Three great entry points into submission: Ashi garami, Front headlock, Kimura. The game of Jiu jitsu has a dizzying array of moves, tactics, principles etc and in the hurly burly of sparring or competition it can be very difficult to remember what to do. Whenever confusion reigns - SIMPLIFY. If you are searching for submission in a dynamic and chaotic situation - focus on the three best entry and most accessible entry points that will give you a tight hold on even a very challenging opponent and get you in a position to start threatening submissions. These are ASHI GARAMI, KIMURA and FRONT HEADLOCK. Ashi garami will open up a vast number of sweeps, reversals and leg lock submissions. Kimura will open up submissions via Kimura itself, plus juji gatame arm locks, triangles and sweeps/takedowns. Front headlock will give you Guillotine, Darce, Anaconda strangles (among others) and transitions to the back along with many takedowns. In a chaotic and confusing scramble - stay focused on these three control grips - they are almost always available at some point, and will get on the short cut to submission! Here, Craig Jones, a young master of Ashi garami, gets a deep bite on his opponents leg that points him a situation to attack with leg locks and sweeps and immediately gets his opponent into a defensive mindset.

The three things your opponent just can’t hide in a grappling match

The three things your opponent just can’t hide in a grappling match: Once you come to grips with an opponent you obviously want to hide certain vulnerabilities from each other. No one wants to expose their back obviously and most opponents do a good job reducing back exposure as much as possible. There are three things an opponent will find very difficult to avoid exposing himself to. First is the front headlock. Any time you try to tackle a leg or lower your level, an essential movement in any extended grappling exchange, you become vulnerable to a front head lock. Any time you reach for an opponent, inevitable in any grappling exchange, as you have to grip to begin any form of action, you become vulnerable to KImura. Any time you wisen your base, essential in grappling as no one want to be taken down or swept, you become vulnerable to Ashi garami based leg locks.
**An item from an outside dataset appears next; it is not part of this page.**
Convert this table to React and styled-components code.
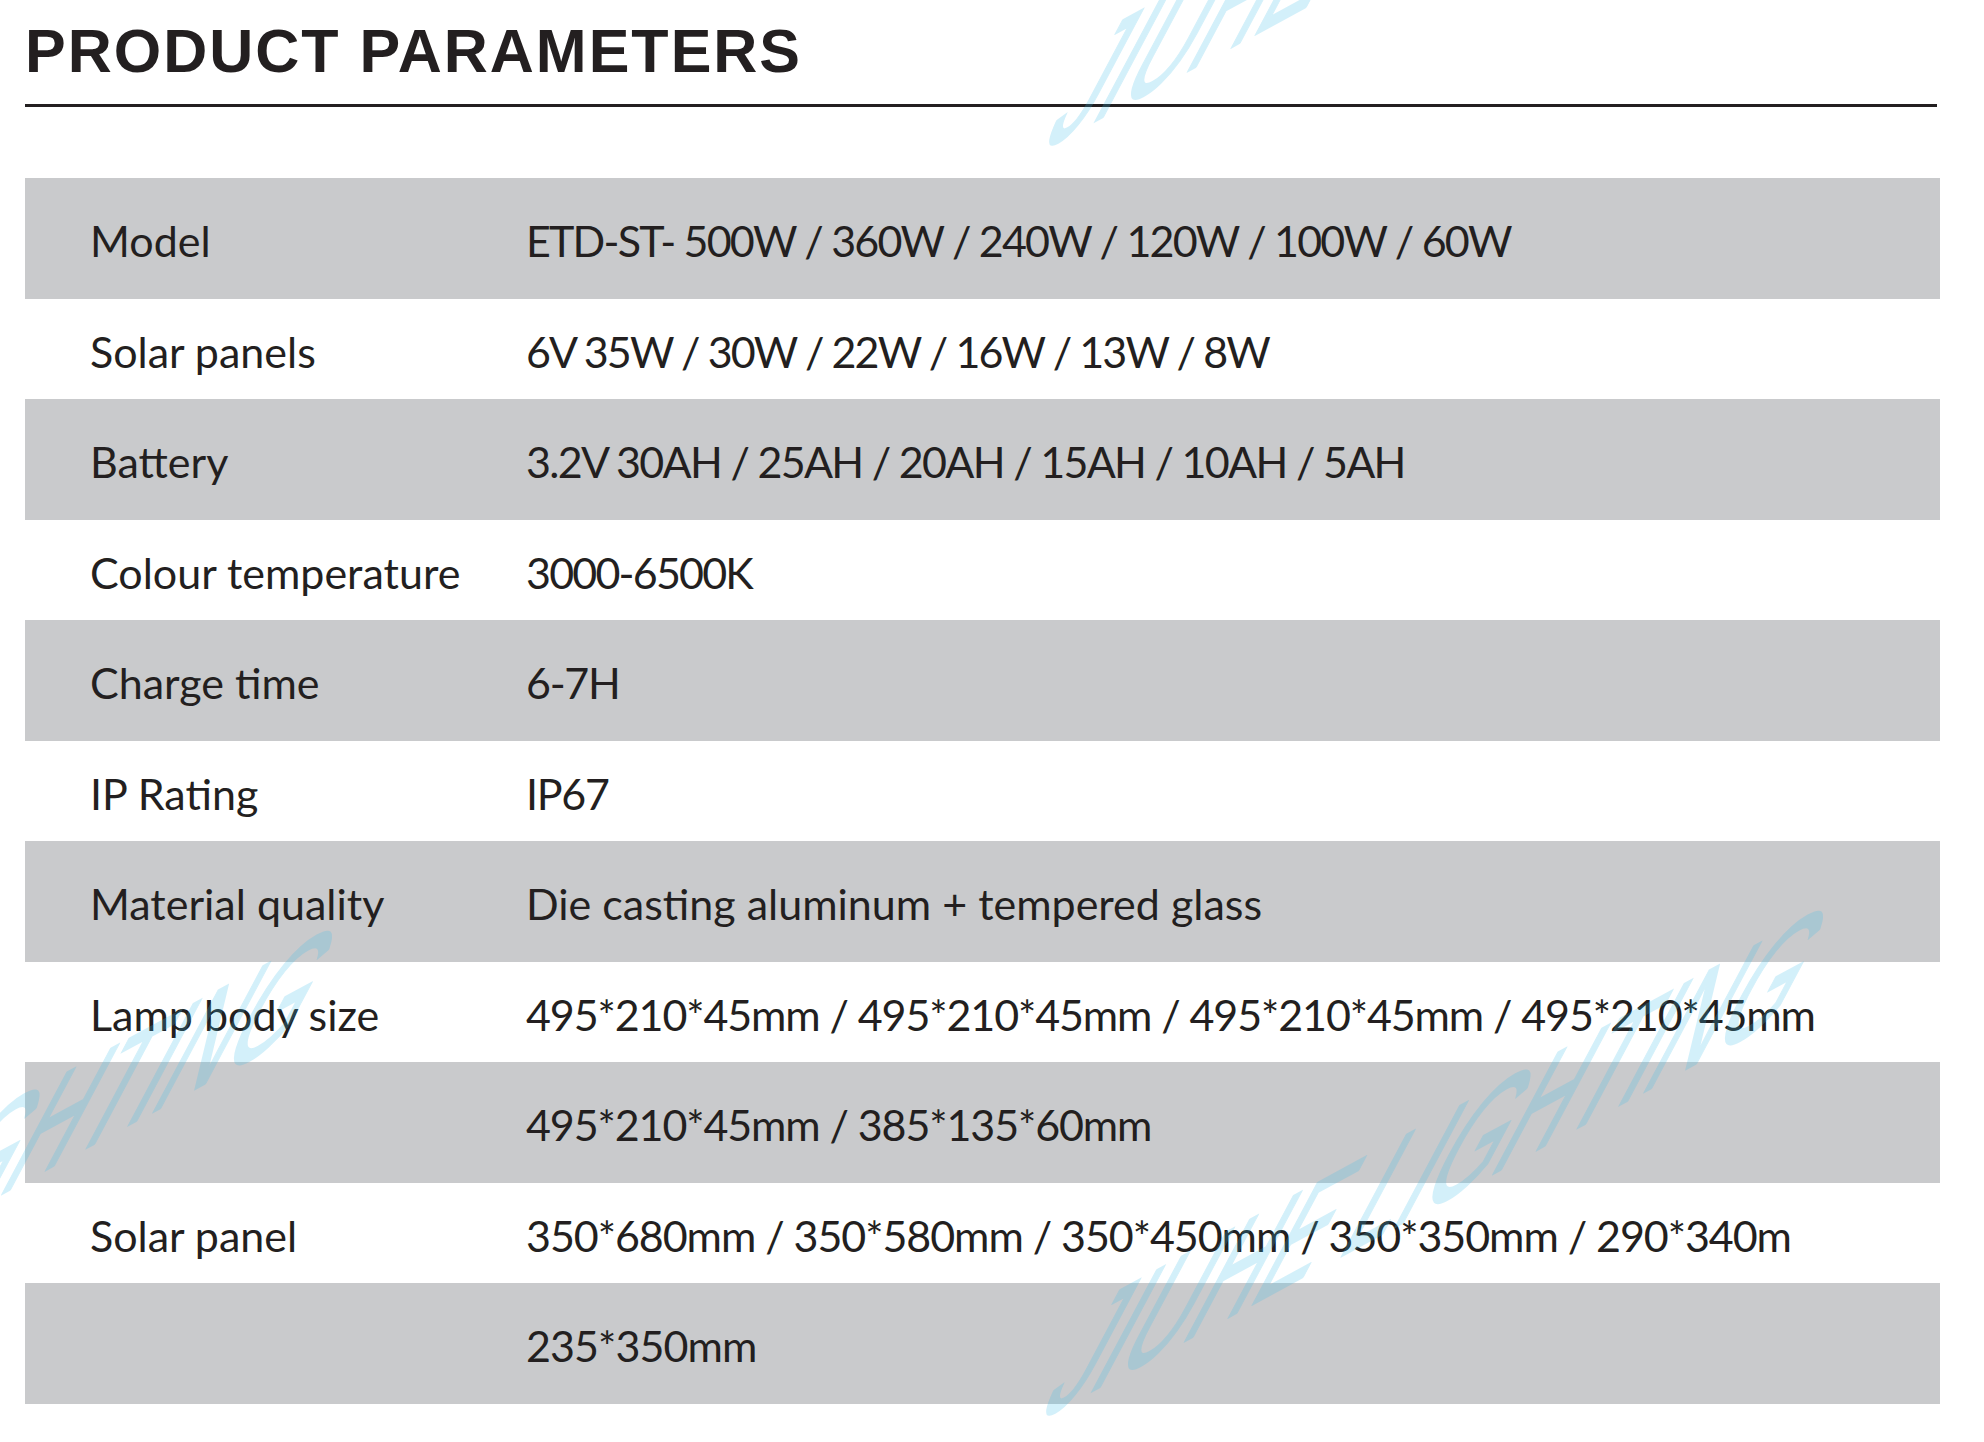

These three families of submission- strangles from front headlock, kimura and Ashi garami based leg locks; no opponent will be able to totally hide from you in a grappling match that goes longer than a couple of minutes. Make them part of your arsenal. Your opponent can hide many things from you - but he can’t hide those three.

The most readily available move in the sport - front headlock

The most readily available move in the sport - front headlock: Jiu Jitsu is a sport that prioritizes getting close to your opponent and getting to grips with him. As such there is a a lot of aggressive forward movement towards an opponent and a lot of level changing down to get under your opponents defensive arms and get a hold of him. This results in MANY opportunities to take a front headlock upon your opponent. In fact I would venture to say that front headlock is probably the single most available move/hold in Jiu Jitsu. It offers immediate control of the head - the most valuable part of the body to control when you want to restrain a powerful foe. It leads immediately into some of the best submissions in the sport - all guillotine variations and many kata gatame variations such as Darce and Anaconda strangles. In addition it leads naturally to the back - king of all attacking positions - along with many fine takedown opportunities. It is equally effective in both standing and ground grappling and it is equally effective as a defensive move and an offensive move. If you get into a serious grappling match with a good opponent for more than two minutes, I GUARANTEE at some point there will be an opportunity for a front headlock - it’s almost impossible to engage in grappling without either conceding the opportunity or being presented with the opportunity. As such you have two duties towards the front headlock. First, you should invest the time into developing a strong front headlock of your own. Second, you should have some strong and trusted defenses to the move given the very high likelihood you will have to fight out of it pretty much every time you grapple. Craig Jones took the time this year to vastly improve his front headlock skills in the blue basement and it showed at the ADCC World Championships where he used it extremely well en route to a silver medal with a seventy five percent submission rate! You must work this position and come to understand it’s incredible potential and value.